Plugging in our values:

$s^2 = 7^2 + 8^2 - 2(7)(8)\cos(60^\circ)$

We know that $\cos(60^\circ) = 0.5$ (or $1/2$). So:

$s^2 = 49 + 64 - 2(56)(0.5)$

$s^2 = 113 - 56$

$s^2 = 57$

To find $s$, we take the square root:

$s = \sqrt{57}$

So, the length of side $s$ is approximately $7.55$. Pretty neat, huh?
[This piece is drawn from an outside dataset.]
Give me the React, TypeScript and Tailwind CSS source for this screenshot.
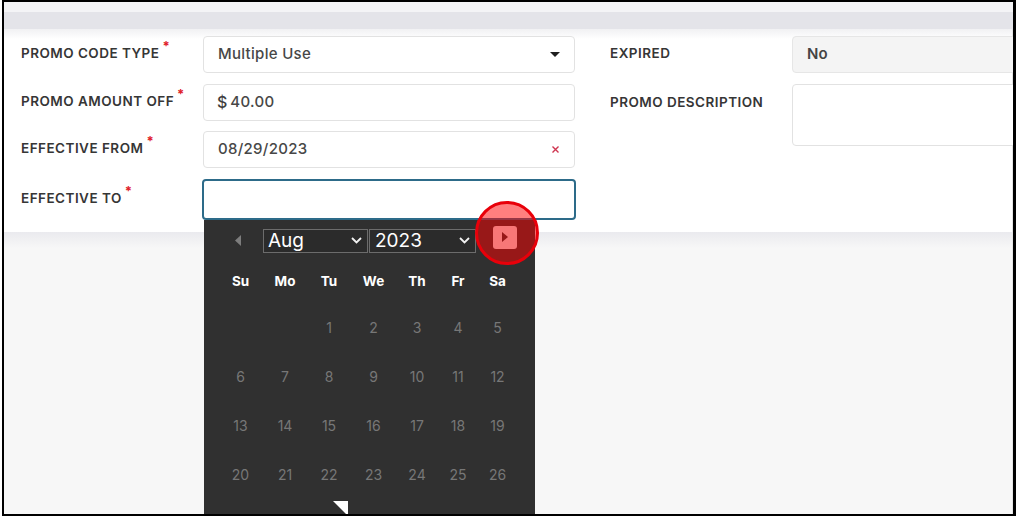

Now, let's try finding an angle. Suppose we have a triangle with sides $q=5$, $r=6$, and $s=7$. Let's find angle $Q$. We rearrange the law of cosines formula for side $q$ to solve for $\cos(Q)$:

$q^2 = r^2 + s^2 - 2rs \cos(Q)$

$2rs \cos(Q) = r^2 + s^2 - q^2$

$\cos(Q) = \frac{r^2 + s^2 - q^2}{2rs}$

Plugging in our values:

$\cos(Q) = \frac{6^2 + 7^2 - 5^2}{2(6)(7)}$

$\cos(Q) = \frac{36 + 49 - 25}{84}$

$\cos(Q) = \frac{60}{84}$

$\cos(Q) = \frac{5}{7}$

To find the angle $Q$, we use the inverse cosine function (arccos):

$Q = \arccos(\frac{5}{7})$

$Q \approx 44.42^\circ$

See? With a little bit of algebra and careful application of the formula, you can unlock any side or angle in a triangle, as long as you have enough information. Keep practicing these types of problems, and you'll become a triangle-solving pro in no time! The law of cosines is your best friend for non-right triangles, so make sure you've got it down pat.

Conclusion

To wrap things up, the law of cosines is an essential trigonometric identity that allows us to relate the sides and angles of any triangle. When presented with options, remember the golden rule: the side squared on one side of the equation must be opposite the angle whose cosine is used on the other side. Therefore, the correct representations from the initial selection are:

• $q^2 = r^2 + s^2 - 2rs \cos(Q)$
• $r^2 = q^2 + s^2 - 2qs \cos(R)$

These formulas are crucial for solving triangles when you're not dealing with right angles. They are indispensable tools in various fields, from geometry and physics to engineering and navigation. Keep practicing, stay curious, and happy problem-solving, math enthusiasts!